## Given exercise
Scan the lines below for "screenshot"; report the number of lines that contain it, and only that.
-.-.-
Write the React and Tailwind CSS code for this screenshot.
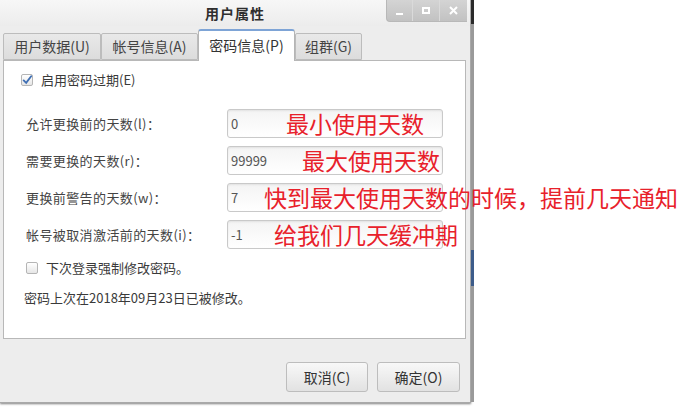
import React from "react";

const font = { fontFamily: '"Noto Sans CJK SC", "Noto Sans", sans-serif' };

const rows = [
  { label: "允许更换前的天数(l)：", value: "0", note: "最小使用天数", left: "left-[265px]" },
  { label: "需要更换的天数(r)：", value: "99999", note: "最大使用天数", left: "left-[281px]" },
  { label: "更换前警告的天数(w)：", value: "7", note: "快到最大使用天数的时候，提前几天通知", left: "left-[243px]" },
  { label: "帐号被取消激活前的天数(i)：", value: "-1", note: "给我们几天缓冲期", left: "left-[253px]" },
];

const tabs = [
  { label: "用户数据(U)", w: "w-[98px]" },
  { label: "帐号信息(A)", w: "w-[97px]" },
  { label: "密码信息(P)", w: "w-[97px]", active: true },
  { label: "组群(G)", w: "w-[67px]" },
];

function CheckBox({ checked }) {
  return (
    <span className="w-[12px] h-[12px] rounded-[2px] border border-[#b5b5b5] bg-gradient-to-b from-white to-[#e6e6e6] flex items-center justify-center">
      {checked && (
        <svg width="12" height="12" viewBox="0 0 12 12">
          <path d="M2 6.5 L5 9.5 L11 1.5" fill="none" stroke="#3f6fb4" strokeWidth="2.2" strokeLinecap="round" />
        </svg>
      )}
    </span>
  );
}

export default function App() {
  return (
    <div className="w-[688px] h-[420px] bg-white flex text-[#3a3a3a]" style={font}>
      {/* Dialog window */}
      <div className="w-[471px] h-[403px] bg-[#ededed] border-r border-b border-[#a9a9a9] shadow-[0_1px_2px_rgba(0,0,0,0.5)] flex flex-col">
        {/* Title bar */}
        <div className="relative h-[26px] bg-gradient-to-b from-[#f7f7f7] to-[#ececec] flex items-center justify-center">
          <span className="text-[14px] font-bold text-[#2e2e2e] tracking-[1px]">用户属性</span>
          <div className="absolute right-[3px] top-0 h-[22px] flex rounded-bl-[4px] overflow-hidden bg-gradient-to-b from-[#d4d4d4] to-[#c2c2c2] border-l border-b border-[#b8b8b8]">
            <div className="w-[26px] flex items-end justify-center pb-[6px] border-r border-[#dadada]">
              <span className="w-[7px] h-[2px] bg-white" />
            </div>
            <div className="w-[27px] flex items-center justify-center border-r border-[#dadada]">
              <span className="w-[8px] h-[7px] border-2 border-white" />
            </div>
            <div className="w-[27px] flex items-center justify-center">
              <svg width="9" height="9" viewBox="0 0 9 9">
                <path d="M1 1 L8 8 M8 1 L1 8" stroke="white" strokeWidth="2" />
              </svg>
            </div>
          </div>
        </div>

        {/* Tabs */}
        <div className="flex items-end h-[36px] pl-[3px] mt-[-2px]">
          {tabs.map((t) =>
            t.active ? (
              <div
                key={t.label}
                className={`${t.w} h-[32px] -mb-[1px] bg-white border border-b-0 border-[#b5b5b5] border-t-2 border-t-[#7ea4d6] rounded-t-[3px] flex items-center justify-center text-[14px] text-[#333] z-10 pb-[2px]`}
              >
                {t.label}
              </div>
            ) : (
              <div
                key={t.label}
                className={`${t.w} h-[27px] bg-gradient-to-b from-[#e9e9e9] to-[#dcdcdc] border border-[#bcbcbc] rounded-t-[2px] flex items-center justify-center text-[14px] text-[#444]`}
              >
                {t.label}
              </div>
            )
          )}
        </div>

        {/* Panel */}
        <div className="mx-[3px] mr-[4px] h-[279px] bg-white border border-[#b8b8b8] pl-[17px] pt-[11px] flex flex-col text-[13px]">
          <div className="flex items-center gap-[8px] h-[16px]">
            <CheckBox checked />
            <span>启用密码过期(E)</span>
          </div>

          <div className="mt-[21px] flex flex-col gap-[8px]">
            {rows.map((r) => (
              <div key={r.label} className="relative flex items-center h-[29px]">
                <span className="w-[206px] pl-[5px] text-[#444] tracking-[0.4px]">{r.label}</span>
                <div className="w-[216px] h-[29px] rounded-[3px] border border-[#c9c9c9] bg-gradient-to-b from-[#f4f4f4] to-white shadow-[inset_0_1px_2px_rgba(0,0,0,0.08)] flex items-center pl-[3px] text-[#555]">
                  {r.value}
                </div>
                <span className={`absolute ${r.left} top-[0px] whitespace-nowrap text-[23px] leading-[28px] text-[#e8212b]`}>
                  {r.note}
                </span>
              </div>
            ))}
          </div>

          <div className="mt-[11px] pl-[5px] flex items-center gap-[8px] h-[16px]">
            <CheckBox />
            <span>下次登录强制修改密码。</span>
          </div>
          <div className="mt-[14px] pl-[3px] h-[16px] flex items-center">密码上次在2018年09月23日已被修改。</div>
        </div>

        {/* Buttons */}
        <div className="flex justify-end gap-[9px] pr-[10px] mt-[23px]">
          <button className="w-[82px] h-[30px] rounded-[3px] border border-[#bdbdbd] bg-gradient-to-b from-[#f8f8f8] to-[#e2e2e2] text-[14px] text-[#333]">
            取消(C)
          </button>
          <button className="w-[83px] h-[30px] rounded-[3px] border border-[#bdbdbd] bg-gradient-to-b from-[#f8f8f8] to-[#e2e2e2] text-[14px] text-[#333]">
            确定(O)
          </button>
        </div>
      </div>

      {/* Edge of window behind */}
      <div className="w-[3px] h-[402px] flex flex-col">
        <div className="h-[24px] bg-[#2a2a2a]" />
        <div className="h-[226px] bg-[#9a9a9a]" />
        <div className="h-[36px] bg-[#3d5c8a]" />
        <div className="flex-1 bg-[#9a9a9a]" />
      </div>
    </div>
  );
}
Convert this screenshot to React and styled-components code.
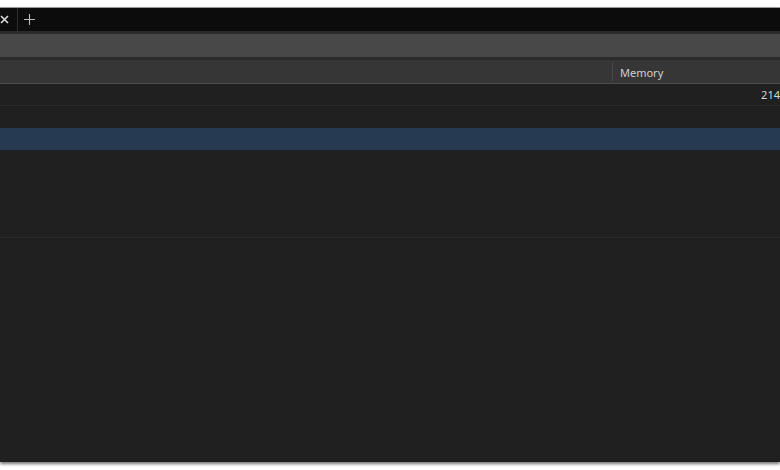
-.-.-
## Exercise answer
2